I would put season 1 first but otherwise I agree with pretty much everything you said. I would say though that the writing in general got progressively worse with every season, with the characters and stories getting stupider and stupider until we got to the mess that was the last season.
I think a good sign of this is the role of Dexter's father. In early seasons, Harry showed up in flashbacks that explained something new about Dexter while still being his own character with motivations and flaws. By the time of season 8, he was a cardboard cutout who only appeared to tell Dexter something obvious so that even the most braindead of viewers would understand what was going on. "Dexter, you have to avoid leaving any fingerprints or the police might catch you and throw you to jail because you are secretly a serial killer!"
Also, for a long time I imagined the problems came from producers, but it turns out the writers didn't want to have Dexter been caught because, and I'm completely serious, they believed Dexter was a superhero on a rightful mission to vanquish Evil.
For those who read French, this article explains very well all that went wrong.
...Man, so what happened, did the writing team come out of the early 2000s with their sense of irony destroyed from overuse? Because the whole point of The Dark Defender is that even someone as tone-deaf to morality and empathy as Dexter can understand that going around murdering people doesn't make you a hero.
As much as their deaths were well-handled, the series really went off the rails without Doakes or Rita around to reinforce the point that what Dexter does isn't workable in the long-term or on any kind of larger scale, that if more people took the law into their own hands in the same way we'd end up living in a kind of nightmare world. The (real) world really lost its ability to see shades of grey somewhere during the last decade. I can't help feeling that the need to portray Dexter as a misunderstood hero as opposed to a sympathetic killer played right into that.
edited 6th Sep '17 6:03:26 PM by Unsung
Thank you, guys, for your reactions. I didn't expect anyone to reply, I just wanted to vent my frustration as well as appreciation of the series. It was very cool to read your posts.
Thank you for the link. AV Club reviews are usually very solid, but I didn't read the Dexter ones.
My thoughts exactly. Sometimes Dexter doubted his actions or if it is really worth it, but it was only in the scope of one episode (like the time when he killed the innocent photographer — I think it was in season 4, not season 3.)
Two arguments I would make here:
Now to be fair, this backpedals quite a bit.
But A) its both Crowning Moment Of Funny and a Tear Jerker, and B) it's kind of the point. Dexter doesn't know really know how to process this kind of thing, so he's not going to have a genuine moment of "wondering if this is all worth it."

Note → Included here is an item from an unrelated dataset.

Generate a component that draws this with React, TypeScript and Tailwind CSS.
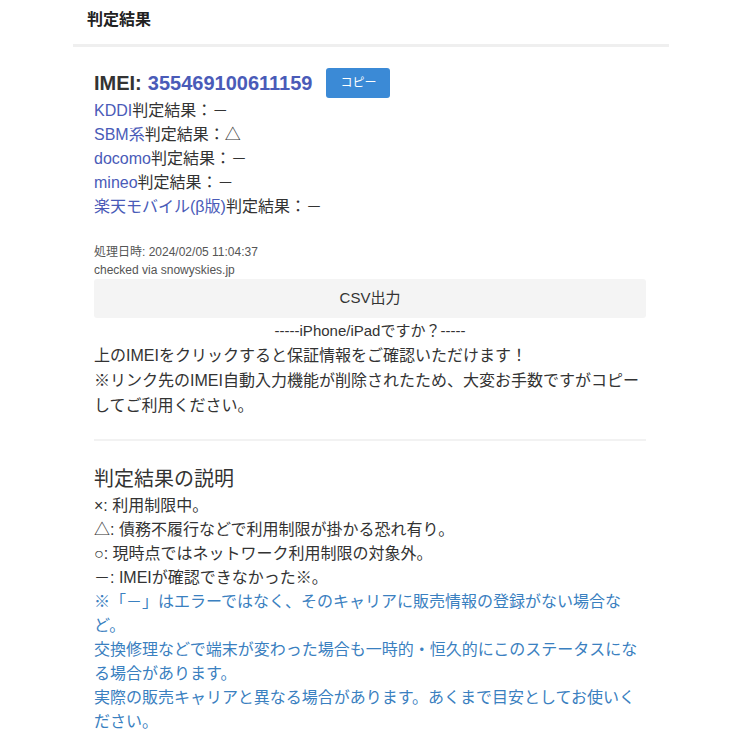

I'd like to share this video essay. It's an insightful analysis of Dexter by The Take. The title refers specifically to the disastrous finale, but they claim the problems started to creep much sooner, the key problem being the writers' never wanting to commit to anything — is Dexter a good guy, or bad guy? Should we sympathise with a psychopath protagonist? Should he get away with it, or should he be caught and punished by law?
Edited by XFllo on Jul 28th 2020 at 4:43:16 PM
The problem with Dexter was the writers forgot that Dexter isn't Tony Soprano or Walter White. He's not on a road to damnation. He has been damned for a long time. He's a monster on a road to feeling again and becoming more human. The writers seemed to forget this and wanted him to stay in the role of Villain Protagonist.
Having Dexter wanting to associate with fellow serial killers just...never made any goddamn sense.
Edited by CharlesPhipps on Jul 29th 2020 at 12:14:46 PM
Author of The Rules of Supervillainy, Cthulhu Armageddon, and United States of Monsters.
The last season is a car wreck of monumental proportions. Every episode is just another car slamming into the pile. Soon it will be dead and all anyone will remember is how awful it was at the end, which is what it deserves.
Never trust anyone who uses "degenerate" as an insult.